The MRRC Cobra uses a virtually identical shaft assembly that can be interchanged with Fly's except for shaft length.  MRRC sells the shaft assembly without a motor, so if you need driveline components but don't need to change the motor get the MRRC parts and make a longer shaft from steel wire if you need to.  Also, since neither MRRC nor Fly sells the shaft bushing as a separate part this is the least expensive way to get one.  These come two to a bag, and if you do motor swaps or other work that involves R&Ring the drive shaft it's a good idea to keep a couple of them handy.

Removing the drive shaft from the motor and reconnecting it without ruining the coupler spring is not difficult, but many people have trouble getting the spring off without stretching it.  The key is always to push the spring off the motor shaft or the drive shaft, as shown in Drawing 2.  Place the jaws of your needle-nose pliers on the motor shaft between the end bell bushing and the spring coupler. Slide them along the shaft, pushing the spring coupler as you go.  The coupler will normally come right off with only light pressure.  Use the same technique to remove the coupler from the drive shaft as shown in Drawing 3.
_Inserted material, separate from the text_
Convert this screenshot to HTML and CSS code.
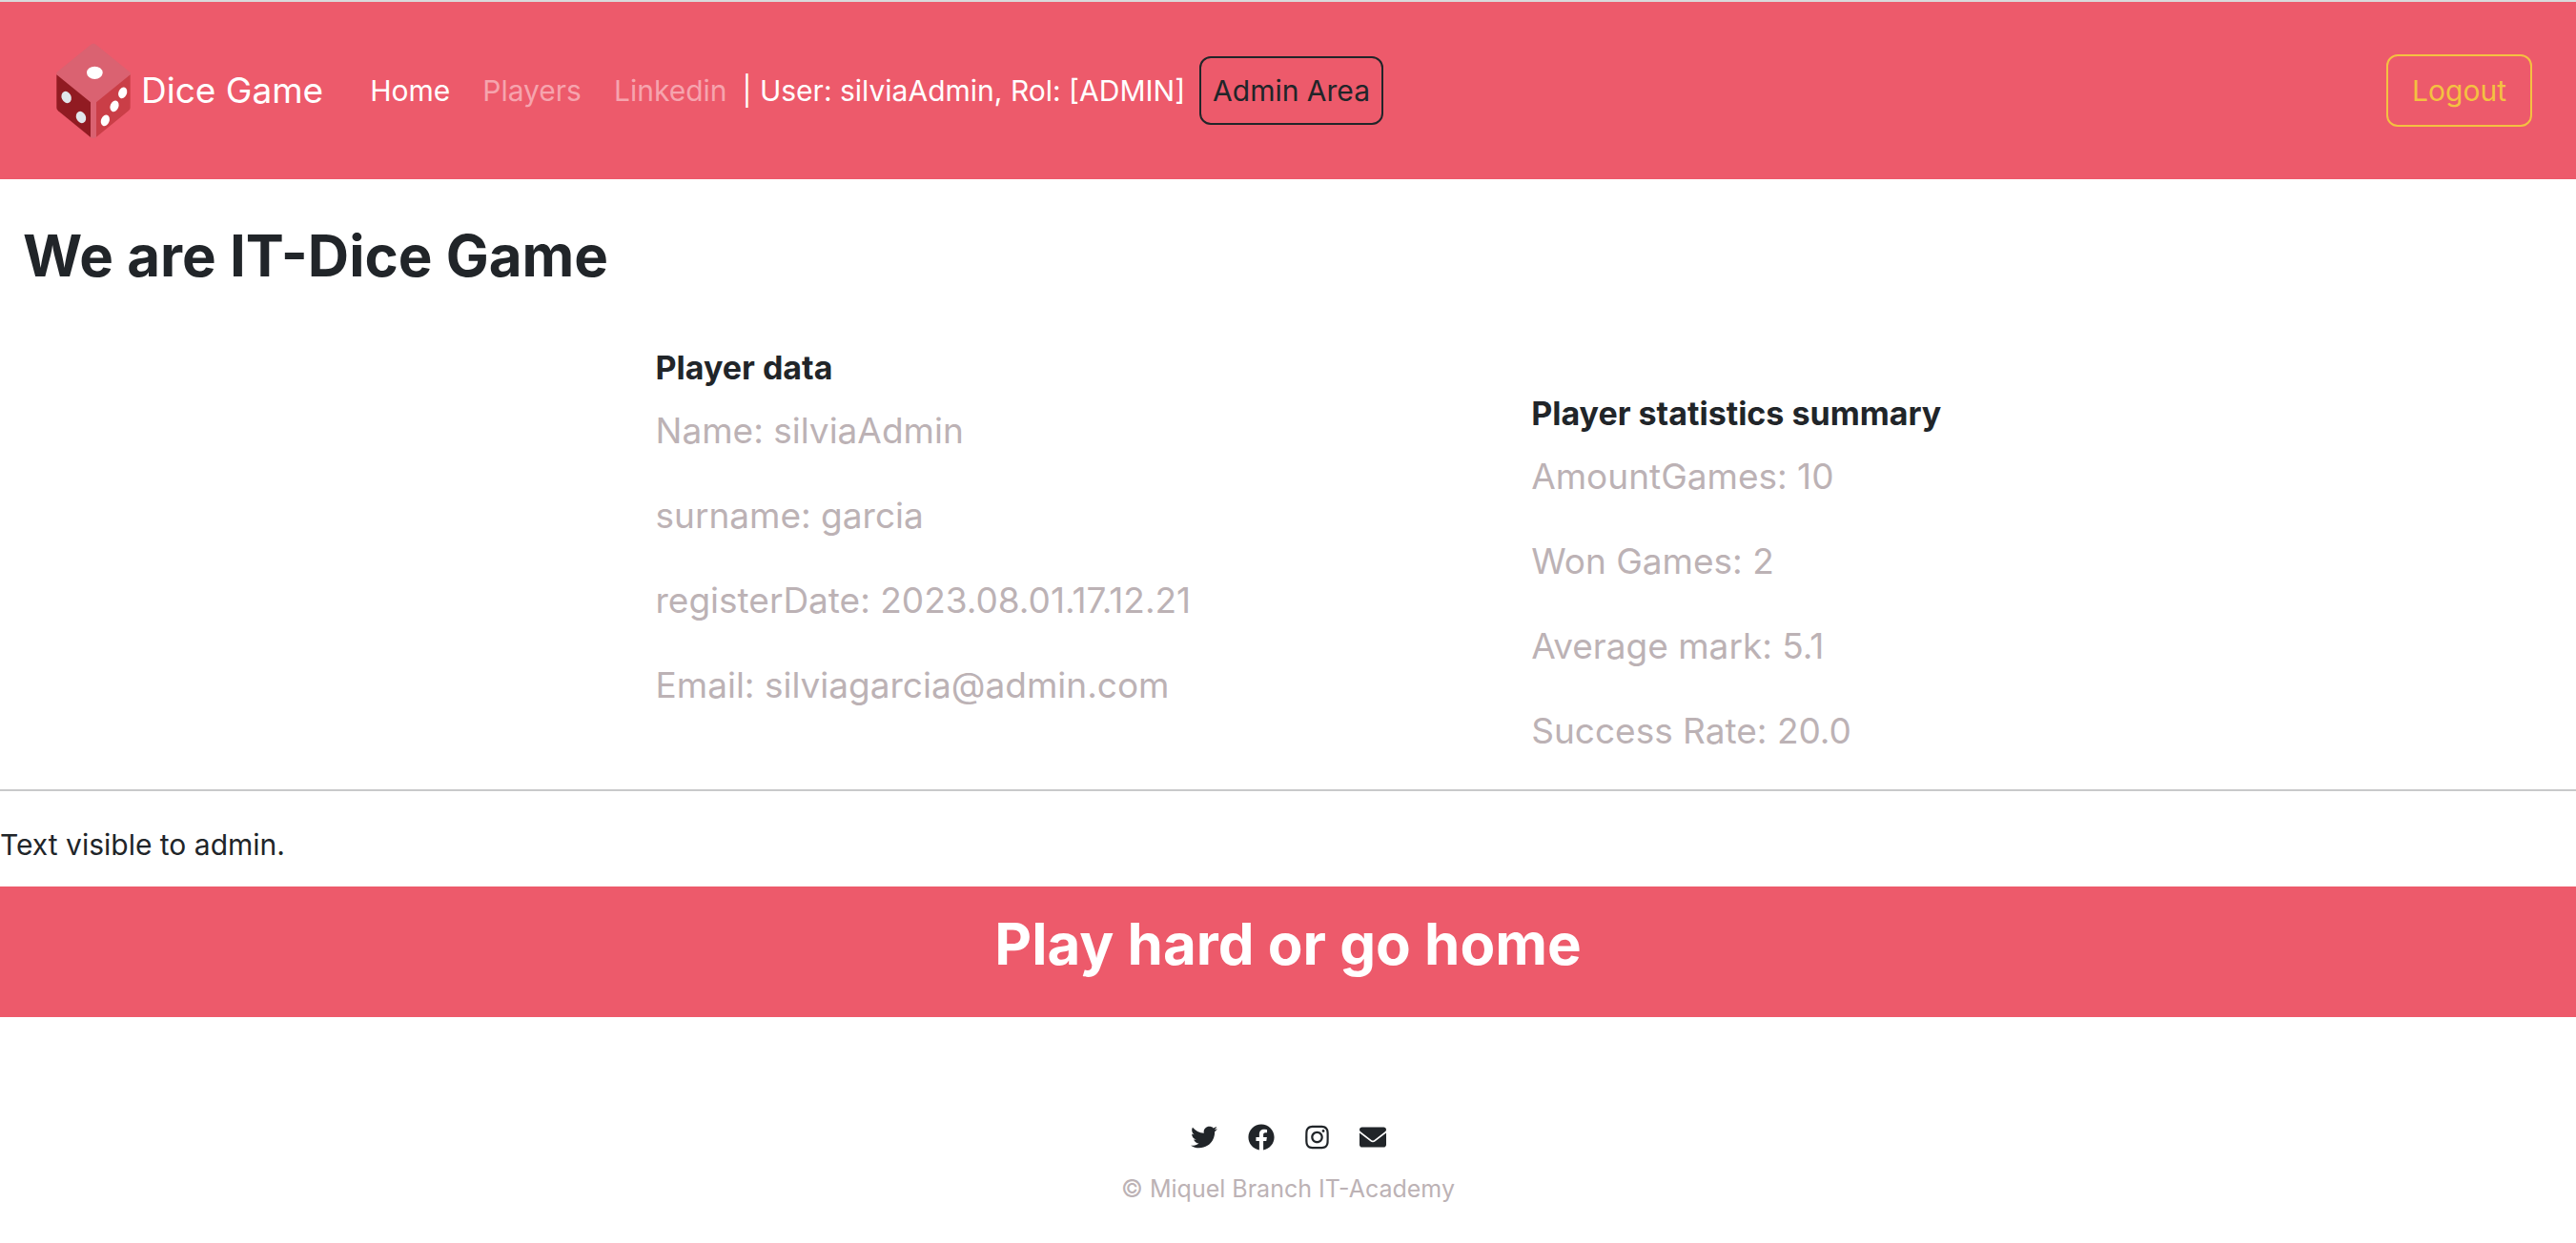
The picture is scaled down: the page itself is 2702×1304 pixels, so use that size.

When it's time to put the coupler spring back in place it just pushes onto the shaft.  Fly motors have a splined shaft end to better grip the spring coupler.  If you are installing a hopup motor, such as a Slot It V12, it won't have the splined shaft end and may not fit the coupler tightly.  In that case, use a drop of medium CA glue in the spring coupler to hold it tightly to the shaft (Drawing 4).  Don't use the thin CA, as it can easily run into the shaft bushing and lock up the motor.  Before using any kind of CA on a motor shaft or a drive shaft be sure to put a drop of oil in the motor and drive shaft bushings.  Be careful not to get any oil where the CA glue will go.

You can use a gear puller to remove the pinion gear from a drive shaft assembly without removing the shaft from the motor, but you have to remove the shaft before you can press a pinion back on.  Once the spring coupler is removed you can use a pinion press on the drive shaft exactly as if it had a motor around it.  If you do a lot of gear changes you will save time by making up several shafts, each with a pinion gear with a different number of teeth.  Whenever you put the shaft assembly back together don't forget to put the shaft bushing back on before reattaching the drive shaft to the motor shaft.

One of the biggest problems with Fly front-motor cars is the drive shaft bushing's tendency to pop out of its mounting in a crash or even a hard spin.  When this happens the pinion gear starts chewing teeth off the crown gear and after that the car never has a smooth, quiet gear mesh.  We have heard from customers who have glued or wired the bushing in place, but we don't recommend either of those measures because they make the bushing difficult to remove when you need to.  There's a better way, as shown if Drawing 5.  All you have to do is cut a piece of styrene strip or balsa about 1/8 by 1/4 and glue the end of it to the bottom of the car's interior tray or tub so the end of it presses down on the shaft bushing when the body is in place on the chassis.  It will take a bit of cutting and trying to get the exact location and length needed, but once you get it right it will permanently end all problems with the shaft bushing coming loose without making it hard to remove. Also use hot glue from a hot glue gun works well too and is not permanent


This article was published on Wednesday November 02, 2005.